INFORMATION GIVEN —
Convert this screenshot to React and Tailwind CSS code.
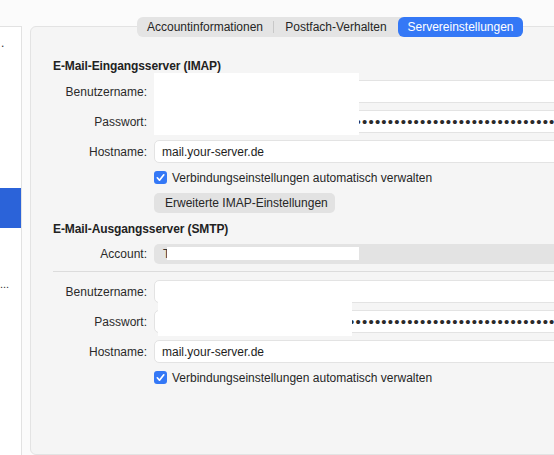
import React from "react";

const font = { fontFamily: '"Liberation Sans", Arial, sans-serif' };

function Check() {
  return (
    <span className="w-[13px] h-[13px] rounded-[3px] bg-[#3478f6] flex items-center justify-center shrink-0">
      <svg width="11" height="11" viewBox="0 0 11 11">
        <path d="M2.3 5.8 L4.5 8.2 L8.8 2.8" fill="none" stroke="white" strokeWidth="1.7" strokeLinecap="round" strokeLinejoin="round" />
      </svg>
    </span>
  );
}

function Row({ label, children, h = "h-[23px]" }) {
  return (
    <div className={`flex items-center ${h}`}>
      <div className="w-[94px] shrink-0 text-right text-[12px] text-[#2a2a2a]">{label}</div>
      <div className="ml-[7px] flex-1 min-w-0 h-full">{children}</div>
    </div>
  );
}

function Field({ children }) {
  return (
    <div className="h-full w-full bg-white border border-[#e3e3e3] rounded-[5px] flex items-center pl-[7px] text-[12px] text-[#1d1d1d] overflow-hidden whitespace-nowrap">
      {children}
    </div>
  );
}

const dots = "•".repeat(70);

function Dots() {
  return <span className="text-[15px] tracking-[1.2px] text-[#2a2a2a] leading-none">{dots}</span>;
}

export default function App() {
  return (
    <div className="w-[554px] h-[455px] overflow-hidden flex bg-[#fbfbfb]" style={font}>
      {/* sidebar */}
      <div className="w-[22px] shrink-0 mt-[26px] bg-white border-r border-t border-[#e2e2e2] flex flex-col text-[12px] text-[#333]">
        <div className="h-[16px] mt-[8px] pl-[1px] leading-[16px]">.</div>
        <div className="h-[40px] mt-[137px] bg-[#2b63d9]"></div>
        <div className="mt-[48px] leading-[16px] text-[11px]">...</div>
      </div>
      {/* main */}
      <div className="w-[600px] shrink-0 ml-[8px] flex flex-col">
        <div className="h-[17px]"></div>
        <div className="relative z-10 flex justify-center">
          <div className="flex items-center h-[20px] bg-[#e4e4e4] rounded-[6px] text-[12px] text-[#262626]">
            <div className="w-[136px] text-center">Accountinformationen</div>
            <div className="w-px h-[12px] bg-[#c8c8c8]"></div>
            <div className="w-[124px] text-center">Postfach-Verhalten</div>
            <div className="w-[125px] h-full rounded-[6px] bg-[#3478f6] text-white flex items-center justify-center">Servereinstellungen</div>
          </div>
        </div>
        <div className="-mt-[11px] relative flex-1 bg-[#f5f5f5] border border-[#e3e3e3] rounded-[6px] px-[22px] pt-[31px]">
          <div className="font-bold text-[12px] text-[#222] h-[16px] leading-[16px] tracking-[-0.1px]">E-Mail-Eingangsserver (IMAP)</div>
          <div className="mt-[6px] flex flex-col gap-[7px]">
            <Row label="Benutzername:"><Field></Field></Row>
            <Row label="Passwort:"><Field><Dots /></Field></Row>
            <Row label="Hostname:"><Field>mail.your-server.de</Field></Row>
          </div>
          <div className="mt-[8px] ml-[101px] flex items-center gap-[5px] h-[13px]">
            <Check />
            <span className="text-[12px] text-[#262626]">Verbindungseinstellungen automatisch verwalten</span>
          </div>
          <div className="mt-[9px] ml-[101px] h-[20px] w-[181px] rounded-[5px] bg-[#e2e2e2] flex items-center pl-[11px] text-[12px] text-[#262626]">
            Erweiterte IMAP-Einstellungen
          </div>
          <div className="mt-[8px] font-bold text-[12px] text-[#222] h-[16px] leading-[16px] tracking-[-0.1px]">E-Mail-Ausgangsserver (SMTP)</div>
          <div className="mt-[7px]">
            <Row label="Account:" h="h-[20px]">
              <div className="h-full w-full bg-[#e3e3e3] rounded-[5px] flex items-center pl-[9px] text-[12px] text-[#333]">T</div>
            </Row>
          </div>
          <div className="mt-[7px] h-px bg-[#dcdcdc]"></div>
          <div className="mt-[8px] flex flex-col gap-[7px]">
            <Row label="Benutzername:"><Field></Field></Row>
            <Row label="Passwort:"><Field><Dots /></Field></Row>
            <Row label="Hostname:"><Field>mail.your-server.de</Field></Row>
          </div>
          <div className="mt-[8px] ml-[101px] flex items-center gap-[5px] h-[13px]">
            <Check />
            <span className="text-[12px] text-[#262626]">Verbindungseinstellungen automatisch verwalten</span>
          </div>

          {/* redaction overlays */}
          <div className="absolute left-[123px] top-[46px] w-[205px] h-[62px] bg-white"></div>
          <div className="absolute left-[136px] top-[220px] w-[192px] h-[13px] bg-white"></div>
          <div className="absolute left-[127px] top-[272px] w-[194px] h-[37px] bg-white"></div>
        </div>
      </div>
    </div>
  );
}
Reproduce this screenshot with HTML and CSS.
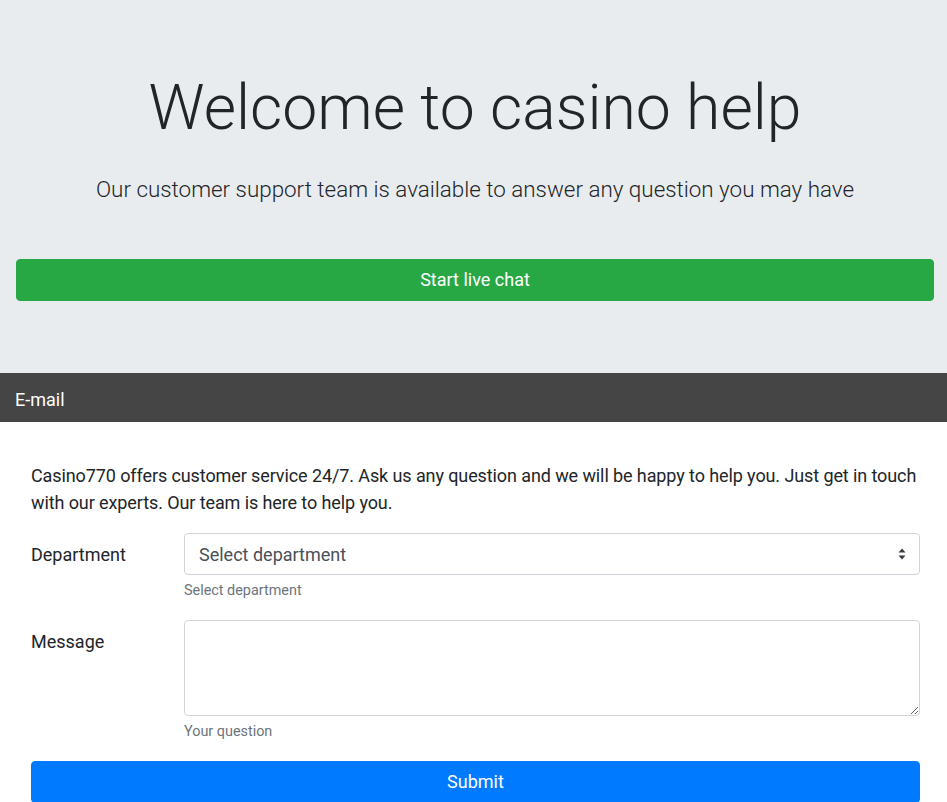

TASK TO COMPLETE —
Every record is to be reproduced exactly, with no pictures included.

EXERCISE OUTPUT —
Convert this screenshot to React and Tailwind CSS code.
import React from "react";

const font = { fontFamily: '"Liberation Sans", Arial, sans-serif' };

function Check() {
  return (
    <span className="w-[13px] h-[13px] rounded-[3px] bg-[#3478f6] flex items-center justify-center shrink-0">
      <svg width="11" height="11" viewBox="0 0 11 11">
        <path d="M2.3 5.8 L4.5 8.2 L8.8 2.8" fill="none" stroke="white" strokeWidth="1.7" strokeLinecap="round" strokeLinejoin="round" />
      </svg>
    </span>
  );
}

function Row({ label, children, h = "h-[23px]" }) {
  return (
    <div className={`flex items-center ${h}`}>
      <div className="w-[94px] shrink-0 text-right text-[12px] text-[#2a2a2a]">{label}</div>
      <div className="ml-[7px] flex-1 min-w-0 h-full">{children}</div>
    </div>
  );
}

function Field({ children }) {
  return (
    <div className="h-full w-full bg-white border border-[#e3e3e3] rounded-[5px] flex items-center pl-[7px] text-[12px] text-[#1d1d1d] overflow-hidden whitespace-nowrap">
      {children}
    </div>
  );
}

const dots = "•".repeat(70);

function Dots() {
  return <span className="text-[15px] tracking-[1.2px] text-[#2a2a2a] leading-none">{dots}</span>;
}

export default function App() {
  return (
    <div className="w-[554px] h-[455px] overflow-hidden flex bg-[#fbfbfb]" style={font}>
      {/* sidebar */}
      <div className="w-[22px] shrink-0 mt-[26px] bg-white border-r border-t border-[#e2e2e2] flex flex-col text-[12px] text-[#333]">
        <div className="h-[16px] mt-[8px] pl-[1px] leading-[16px]">.</div>
        <div className="h-[40px] mt-[137px] bg-[#2b63d9]"></div>
        <div className="mt-[48px] leading-[16px] text-[11px]">...</div>
      </div>
      {/* main */}
      <div className="w-[600px] shrink-0 ml-[8px] flex flex-col">
        <div className="h-[17px]"></div>
        <div className="relative z-10 flex justify-center">
          <div className="flex items-center h-[20px] bg-[#e4e4e4] rounded-[6px] text-[12px] text-[#262626]">
            <div className="w-[136px] text-center">Accountinformationen</div>
            <div className="w-px h-[12px] bg-[#c8c8c8]"></div>
            <div className="w-[124px] text-center">Postfach-Verhalten</div>
            <div className="w-[125px] h-full rounded-[6px] bg-[#3478f6] text-white flex items-center justify-center">Servereinstellungen</div>
          </div>
        </div>
        <div className="-mt-[11px] relative flex-1 bg-[#f5f5f5] border border-[#e3e3e3] rounded-[6px] px-[22px] pt-[31px]">
          <div className="font-bold text-[12px] text-[#222] h-[16px] leading-[16px] tracking-[-0.1px]">E-Mail-Eingangsserver (IMAP)</div>
          <div className="mt-[6px] flex flex-col gap-[7px]">
            <Row label="Benutzername:"><Field></Field></Row>
            <Row label="Passwort:"><Field><Dots /></Field></Row>
            <Row label="Hostname:"><Field>mail.your-server.de</Field></Row>
          </div>
          <div className="mt-[8px] ml-[101px] flex items-center gap-[5px] h-[13px]">
            <Check />
            <span className="text-[12px] text-[#262626]">Verbindungseinstellungen automatisch verwalten</span>
          </div>
          <div className="mt-[9px] ml-[101px] h-[20px] w-[181px] rounded-[5px] bg-[#e2e2e2] flex items-center pl-[11px] text-[12px] text-[#262626]">
            Erweiterte IMAP-Einstellungen
          </div>
          <div className="mt-[8px] font-bold text-[12px] text-[#222] h-[16px] leading-[16px] tracking-[-0.1px]">E-Mail-Ausgangsserver (SMTP)</div>
          <div className="mt-[7px]">
            <Row label="Account:" h="h-[20px]">
              <div className="h-full w-full bg-[#e3e3e3] rounded-[5px] flex items-center pl-[9px] text-[12px] text-[#333]">T</div>
            </Row>
          </div>
          <div className="mt-[7px] h-px bg-[#dcdcdc]"></div>
          <div className="mt-[8px] flex flex-col gap-[7px]">
            <Row label="Benutzername:"><Field></Field></Row>
            <Row label="Passwort:"><Field><Dots /></Field></Row>
            <Row label="Hostname:"><Field>mail.your-server.de</Field></Row>
          </div>
          <div className="mt-[8px] ml-[101px] flex items-center gap-[5px] h-[13px]">
            <Check />
            <span className="text-[12px] text-[#262626]">Verbindungseinstellungen automatisch verwalten</span>
          </div>

          {/* redaction overlays */}
          <div className="absolute left-[123px] top-[46px] w-[205px] h-[62px] bg-white"></div>
          <div className="absolute left-[136px] top-[220px] w-[192px] h-[13px] bg-white"></div>
          <div className="absolute left-[127px] top-[272px] w-[194px] h-[37px] bg-white"></div>
        </div>
      </div>
    </div>
  );
}
Reproduce this screenshot with HTML and CSS.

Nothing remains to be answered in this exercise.